Leaves Are Not The Only Things Changing This Fall!
ACT News: Too Good To Be True?
You might have seen the news reports about the ACT deciding to allow students to retake individual sections of the test instead of taking entire ACT tests beginning in September 2020. You can read the statement from the ACT organization here:
ACT Section Retesting, Superscoring & Results.
Is this news too good to be true? We’re not quite sure yet. As we learn more about this new development and how it will affect students when it is implemented next fall, we will keep you updated. In the meantime, members of the classes of 2021, 2022, and 2023 can be cautiously optimistic that things are moving in a student-friendlier direction, but keep preparing to take whole ACT exams as before just in case.

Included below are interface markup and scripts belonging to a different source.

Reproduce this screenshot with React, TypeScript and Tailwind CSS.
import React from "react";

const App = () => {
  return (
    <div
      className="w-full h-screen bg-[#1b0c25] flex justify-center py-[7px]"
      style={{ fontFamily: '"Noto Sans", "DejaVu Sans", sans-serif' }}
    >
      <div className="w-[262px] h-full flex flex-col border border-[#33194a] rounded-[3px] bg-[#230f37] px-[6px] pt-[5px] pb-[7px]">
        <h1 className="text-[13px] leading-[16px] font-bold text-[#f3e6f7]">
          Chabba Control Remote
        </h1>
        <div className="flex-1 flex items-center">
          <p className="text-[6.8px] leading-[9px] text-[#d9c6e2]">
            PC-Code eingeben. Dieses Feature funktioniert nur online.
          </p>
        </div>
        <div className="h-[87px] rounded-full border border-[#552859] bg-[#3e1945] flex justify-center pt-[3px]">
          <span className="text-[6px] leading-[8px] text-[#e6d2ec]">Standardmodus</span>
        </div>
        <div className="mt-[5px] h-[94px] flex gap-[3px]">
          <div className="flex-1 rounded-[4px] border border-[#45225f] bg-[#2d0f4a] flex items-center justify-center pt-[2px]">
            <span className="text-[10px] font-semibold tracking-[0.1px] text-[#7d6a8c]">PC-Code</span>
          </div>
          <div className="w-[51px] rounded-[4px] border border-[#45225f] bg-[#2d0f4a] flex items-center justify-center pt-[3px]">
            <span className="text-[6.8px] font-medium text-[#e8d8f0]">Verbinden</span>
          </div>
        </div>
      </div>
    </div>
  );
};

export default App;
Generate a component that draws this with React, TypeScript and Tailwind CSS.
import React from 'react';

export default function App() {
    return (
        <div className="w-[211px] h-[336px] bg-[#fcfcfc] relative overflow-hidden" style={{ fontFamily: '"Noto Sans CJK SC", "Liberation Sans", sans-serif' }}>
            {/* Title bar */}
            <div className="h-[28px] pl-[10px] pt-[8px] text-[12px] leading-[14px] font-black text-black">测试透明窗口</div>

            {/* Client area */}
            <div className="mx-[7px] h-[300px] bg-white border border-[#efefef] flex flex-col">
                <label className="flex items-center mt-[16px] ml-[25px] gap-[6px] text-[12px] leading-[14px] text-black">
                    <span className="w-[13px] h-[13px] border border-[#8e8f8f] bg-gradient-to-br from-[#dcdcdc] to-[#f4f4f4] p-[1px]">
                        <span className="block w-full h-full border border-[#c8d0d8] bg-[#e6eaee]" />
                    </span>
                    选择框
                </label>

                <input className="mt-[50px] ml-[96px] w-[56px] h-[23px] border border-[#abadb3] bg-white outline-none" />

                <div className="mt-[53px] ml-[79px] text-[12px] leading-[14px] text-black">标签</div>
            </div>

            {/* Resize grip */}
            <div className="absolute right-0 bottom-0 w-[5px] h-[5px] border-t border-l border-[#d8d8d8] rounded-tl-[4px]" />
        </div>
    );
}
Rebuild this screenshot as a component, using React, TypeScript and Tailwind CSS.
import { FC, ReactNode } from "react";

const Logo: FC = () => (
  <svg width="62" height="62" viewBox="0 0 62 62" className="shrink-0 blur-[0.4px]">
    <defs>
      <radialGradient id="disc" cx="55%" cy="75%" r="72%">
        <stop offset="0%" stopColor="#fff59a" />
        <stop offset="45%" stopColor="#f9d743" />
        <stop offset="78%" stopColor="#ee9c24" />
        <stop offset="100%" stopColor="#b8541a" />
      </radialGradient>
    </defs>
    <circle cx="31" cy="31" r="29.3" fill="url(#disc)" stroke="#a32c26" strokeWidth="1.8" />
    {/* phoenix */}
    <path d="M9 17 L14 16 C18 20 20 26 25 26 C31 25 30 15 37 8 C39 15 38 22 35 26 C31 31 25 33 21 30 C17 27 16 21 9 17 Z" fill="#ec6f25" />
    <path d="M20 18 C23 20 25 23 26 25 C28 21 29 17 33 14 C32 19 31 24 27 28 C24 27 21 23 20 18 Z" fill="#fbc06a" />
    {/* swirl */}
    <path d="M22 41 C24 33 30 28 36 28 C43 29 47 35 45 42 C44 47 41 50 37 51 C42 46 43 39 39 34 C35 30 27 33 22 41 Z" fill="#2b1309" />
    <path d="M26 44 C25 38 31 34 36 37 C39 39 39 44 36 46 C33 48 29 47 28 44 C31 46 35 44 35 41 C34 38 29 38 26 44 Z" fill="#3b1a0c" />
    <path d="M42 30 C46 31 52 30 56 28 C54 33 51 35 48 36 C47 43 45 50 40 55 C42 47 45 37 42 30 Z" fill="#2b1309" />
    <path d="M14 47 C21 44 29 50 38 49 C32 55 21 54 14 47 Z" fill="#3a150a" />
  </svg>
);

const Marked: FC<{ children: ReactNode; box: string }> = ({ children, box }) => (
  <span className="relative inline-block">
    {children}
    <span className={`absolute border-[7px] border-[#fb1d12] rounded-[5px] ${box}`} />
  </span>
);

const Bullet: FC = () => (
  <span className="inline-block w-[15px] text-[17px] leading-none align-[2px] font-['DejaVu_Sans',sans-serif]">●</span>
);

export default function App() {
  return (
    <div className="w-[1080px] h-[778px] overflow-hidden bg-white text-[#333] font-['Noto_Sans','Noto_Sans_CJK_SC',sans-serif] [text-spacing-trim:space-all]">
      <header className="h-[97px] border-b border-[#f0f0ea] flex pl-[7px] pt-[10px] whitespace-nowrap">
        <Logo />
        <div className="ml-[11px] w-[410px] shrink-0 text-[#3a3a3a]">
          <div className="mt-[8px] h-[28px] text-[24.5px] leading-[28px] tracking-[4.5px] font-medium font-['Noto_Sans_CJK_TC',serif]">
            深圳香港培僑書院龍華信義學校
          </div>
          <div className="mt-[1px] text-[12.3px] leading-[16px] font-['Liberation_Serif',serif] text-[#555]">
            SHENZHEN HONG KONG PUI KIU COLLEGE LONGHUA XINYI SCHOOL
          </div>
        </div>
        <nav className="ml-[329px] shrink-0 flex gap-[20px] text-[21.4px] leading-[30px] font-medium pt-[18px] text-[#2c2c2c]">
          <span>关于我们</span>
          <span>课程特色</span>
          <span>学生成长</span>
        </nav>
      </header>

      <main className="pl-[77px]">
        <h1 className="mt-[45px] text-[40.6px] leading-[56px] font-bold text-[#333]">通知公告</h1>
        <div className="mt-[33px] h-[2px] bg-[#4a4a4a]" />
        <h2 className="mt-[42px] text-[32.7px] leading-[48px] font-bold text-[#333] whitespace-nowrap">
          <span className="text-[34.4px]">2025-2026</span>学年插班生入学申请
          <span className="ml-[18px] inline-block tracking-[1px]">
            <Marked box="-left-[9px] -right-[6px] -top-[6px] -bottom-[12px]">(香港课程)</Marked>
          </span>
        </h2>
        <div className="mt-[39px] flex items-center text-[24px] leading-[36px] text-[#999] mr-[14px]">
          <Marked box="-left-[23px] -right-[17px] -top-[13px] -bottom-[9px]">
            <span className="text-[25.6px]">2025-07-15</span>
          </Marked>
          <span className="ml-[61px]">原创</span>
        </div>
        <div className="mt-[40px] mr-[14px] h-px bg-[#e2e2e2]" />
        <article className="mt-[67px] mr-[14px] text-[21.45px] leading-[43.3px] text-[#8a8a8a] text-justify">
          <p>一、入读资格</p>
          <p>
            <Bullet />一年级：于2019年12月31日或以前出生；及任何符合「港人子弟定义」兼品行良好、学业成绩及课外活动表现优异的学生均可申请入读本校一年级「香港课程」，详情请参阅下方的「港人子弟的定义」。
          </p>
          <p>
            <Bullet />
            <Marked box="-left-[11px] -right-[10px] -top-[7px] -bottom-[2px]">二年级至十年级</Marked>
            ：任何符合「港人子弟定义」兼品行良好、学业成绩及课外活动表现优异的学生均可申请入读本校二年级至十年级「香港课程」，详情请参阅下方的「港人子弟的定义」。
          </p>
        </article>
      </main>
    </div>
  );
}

Changing the Subject (Tests)
- In a departure from their strict policies of years past, Georgetown University announced last month that it still “strongly recommends”, but no longer requires, three subject test scores from its applicants. Additionally, Georgetown will now accept AP exam scores in lieu of or in addition to subject test scores. This is great news!

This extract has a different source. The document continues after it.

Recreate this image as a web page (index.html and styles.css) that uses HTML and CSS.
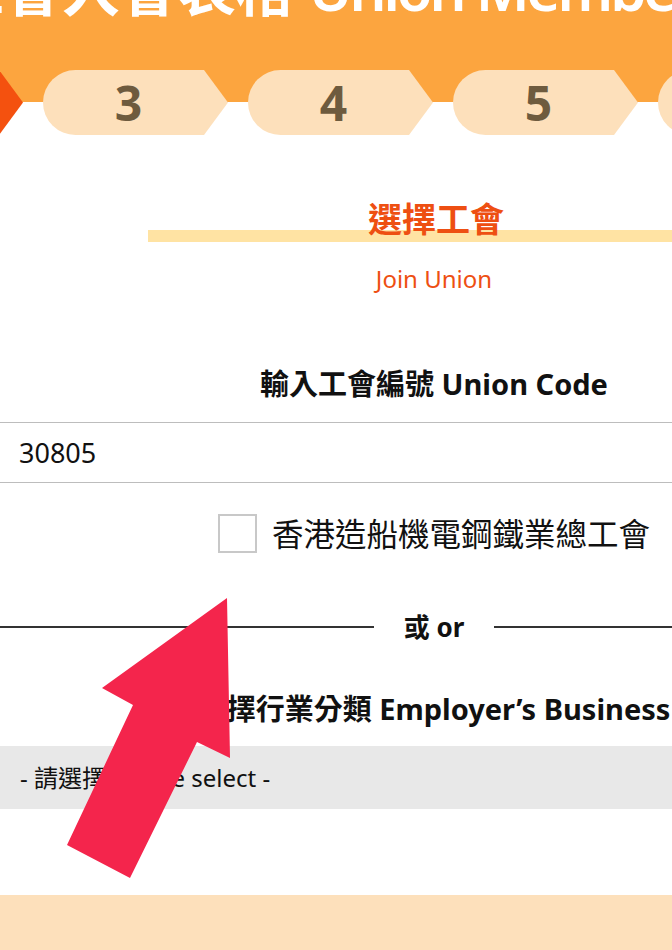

- Cornell University announced similar news at the end of September: their College of Arts and Sciences will no longer require two subject tests from first-year applicants, beginning immediately. Note that this change is only for Cornell’s College or Arts and Sciences –– not Engineering.

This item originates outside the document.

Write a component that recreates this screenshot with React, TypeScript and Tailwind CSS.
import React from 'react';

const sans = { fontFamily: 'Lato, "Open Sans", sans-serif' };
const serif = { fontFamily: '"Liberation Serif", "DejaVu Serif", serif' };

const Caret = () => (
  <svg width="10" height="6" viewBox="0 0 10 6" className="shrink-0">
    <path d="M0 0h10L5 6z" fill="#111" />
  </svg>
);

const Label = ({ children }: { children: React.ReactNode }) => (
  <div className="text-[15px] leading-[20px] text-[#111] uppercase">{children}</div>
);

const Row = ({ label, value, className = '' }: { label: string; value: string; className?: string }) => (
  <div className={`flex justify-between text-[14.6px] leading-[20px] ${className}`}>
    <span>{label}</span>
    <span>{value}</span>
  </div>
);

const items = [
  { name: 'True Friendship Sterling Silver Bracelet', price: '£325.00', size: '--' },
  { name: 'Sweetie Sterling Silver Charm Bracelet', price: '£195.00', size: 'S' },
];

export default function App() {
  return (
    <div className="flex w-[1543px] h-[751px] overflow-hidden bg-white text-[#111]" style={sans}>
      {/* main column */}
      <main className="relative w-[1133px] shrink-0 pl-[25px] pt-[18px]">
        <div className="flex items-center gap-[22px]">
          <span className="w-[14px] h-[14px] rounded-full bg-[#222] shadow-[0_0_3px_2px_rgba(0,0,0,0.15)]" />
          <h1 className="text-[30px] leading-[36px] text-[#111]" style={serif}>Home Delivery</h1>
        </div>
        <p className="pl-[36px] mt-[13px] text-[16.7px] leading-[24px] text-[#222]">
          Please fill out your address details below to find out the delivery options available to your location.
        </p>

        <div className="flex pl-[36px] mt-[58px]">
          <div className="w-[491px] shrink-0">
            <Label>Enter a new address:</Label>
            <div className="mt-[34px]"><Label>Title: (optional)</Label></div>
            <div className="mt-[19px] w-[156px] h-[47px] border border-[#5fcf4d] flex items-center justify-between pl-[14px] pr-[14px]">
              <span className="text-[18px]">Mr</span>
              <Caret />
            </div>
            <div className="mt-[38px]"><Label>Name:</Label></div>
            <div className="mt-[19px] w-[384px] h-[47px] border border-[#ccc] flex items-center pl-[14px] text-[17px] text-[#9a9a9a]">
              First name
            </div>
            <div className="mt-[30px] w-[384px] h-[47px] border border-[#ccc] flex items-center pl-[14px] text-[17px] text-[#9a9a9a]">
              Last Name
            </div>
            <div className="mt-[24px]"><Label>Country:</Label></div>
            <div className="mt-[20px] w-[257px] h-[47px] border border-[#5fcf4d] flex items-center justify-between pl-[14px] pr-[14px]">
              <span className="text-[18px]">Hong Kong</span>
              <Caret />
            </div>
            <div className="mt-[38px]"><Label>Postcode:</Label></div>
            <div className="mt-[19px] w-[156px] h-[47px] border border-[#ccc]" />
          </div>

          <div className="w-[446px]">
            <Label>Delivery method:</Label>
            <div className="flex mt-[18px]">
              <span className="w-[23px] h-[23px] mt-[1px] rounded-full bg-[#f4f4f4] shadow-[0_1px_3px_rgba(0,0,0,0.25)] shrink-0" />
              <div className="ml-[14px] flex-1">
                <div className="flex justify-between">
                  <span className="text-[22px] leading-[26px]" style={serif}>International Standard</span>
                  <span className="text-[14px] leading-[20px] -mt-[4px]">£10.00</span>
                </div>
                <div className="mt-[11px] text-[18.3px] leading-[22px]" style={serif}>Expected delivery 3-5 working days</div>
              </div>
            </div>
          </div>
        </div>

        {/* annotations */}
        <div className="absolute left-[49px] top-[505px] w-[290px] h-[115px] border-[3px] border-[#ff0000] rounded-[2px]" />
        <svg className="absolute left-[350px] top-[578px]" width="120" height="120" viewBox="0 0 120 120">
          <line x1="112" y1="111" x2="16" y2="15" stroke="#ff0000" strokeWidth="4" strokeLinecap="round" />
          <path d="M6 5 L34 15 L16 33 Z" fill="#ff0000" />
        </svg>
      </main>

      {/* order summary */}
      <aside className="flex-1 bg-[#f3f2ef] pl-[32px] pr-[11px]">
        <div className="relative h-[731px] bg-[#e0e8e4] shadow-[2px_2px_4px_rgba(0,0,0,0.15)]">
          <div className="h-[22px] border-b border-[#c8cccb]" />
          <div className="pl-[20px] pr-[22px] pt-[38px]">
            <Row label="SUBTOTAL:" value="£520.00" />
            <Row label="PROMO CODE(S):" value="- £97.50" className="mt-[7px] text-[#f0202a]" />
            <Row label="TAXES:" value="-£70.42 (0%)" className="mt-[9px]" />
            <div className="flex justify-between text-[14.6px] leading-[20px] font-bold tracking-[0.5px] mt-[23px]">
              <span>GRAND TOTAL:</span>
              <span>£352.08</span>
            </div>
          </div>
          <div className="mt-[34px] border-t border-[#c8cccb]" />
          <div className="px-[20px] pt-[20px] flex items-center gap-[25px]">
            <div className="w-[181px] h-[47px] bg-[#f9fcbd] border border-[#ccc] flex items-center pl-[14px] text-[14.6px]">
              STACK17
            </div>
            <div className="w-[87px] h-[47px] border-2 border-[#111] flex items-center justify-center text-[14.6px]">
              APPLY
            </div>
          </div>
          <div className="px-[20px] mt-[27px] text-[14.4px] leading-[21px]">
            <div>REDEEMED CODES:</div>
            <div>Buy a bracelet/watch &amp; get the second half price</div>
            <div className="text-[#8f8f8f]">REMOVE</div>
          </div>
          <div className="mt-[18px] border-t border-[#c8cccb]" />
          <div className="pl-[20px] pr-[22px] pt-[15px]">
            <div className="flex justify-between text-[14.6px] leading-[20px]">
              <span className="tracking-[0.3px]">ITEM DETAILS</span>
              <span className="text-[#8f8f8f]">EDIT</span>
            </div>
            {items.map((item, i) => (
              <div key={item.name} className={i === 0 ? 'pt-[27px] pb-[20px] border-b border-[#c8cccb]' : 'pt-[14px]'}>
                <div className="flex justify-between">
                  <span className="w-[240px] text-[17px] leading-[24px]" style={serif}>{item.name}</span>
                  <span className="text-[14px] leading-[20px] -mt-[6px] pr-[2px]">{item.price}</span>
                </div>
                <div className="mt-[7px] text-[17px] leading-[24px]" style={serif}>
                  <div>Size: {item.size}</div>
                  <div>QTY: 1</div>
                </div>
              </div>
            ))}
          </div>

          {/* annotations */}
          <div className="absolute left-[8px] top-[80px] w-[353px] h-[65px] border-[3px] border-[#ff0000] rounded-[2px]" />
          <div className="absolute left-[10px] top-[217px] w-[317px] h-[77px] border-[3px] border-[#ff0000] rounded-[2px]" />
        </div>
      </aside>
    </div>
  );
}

Did college admissions just become an episode of The Bachelor?
In September, the National Association for College Admission Counseling voted to make changes to its code of ethics. Even though you may never have heard of NACAC before, that vote could affect applicants as soon as this spring and summer.
- Beginning this year, colleges will be allowed to continue to pursue students after the May 1 decision date, offering them more scholarship money or other incentives to change their college plans –– even after students have declined admissions offers or started classes elsewhere.
- Colleges with Early Decision may now offer “bonuses” like additional scholarship money or better housing choices to applicants who choose to go that route and make a binding commitment to attend their universities if they are admitted.
What does this mean for you? In theory, nothing. With our help, you should have a thoughtful, well-balanced and researched college list going into the process. This will allow you to make your application strategy decisions –– and your eventual college commitment choices –– without worrying about the whims of fickle college suitors. However, it will be interesting to see how this affects the way colleges handle enrollment deposits and admitted students programs.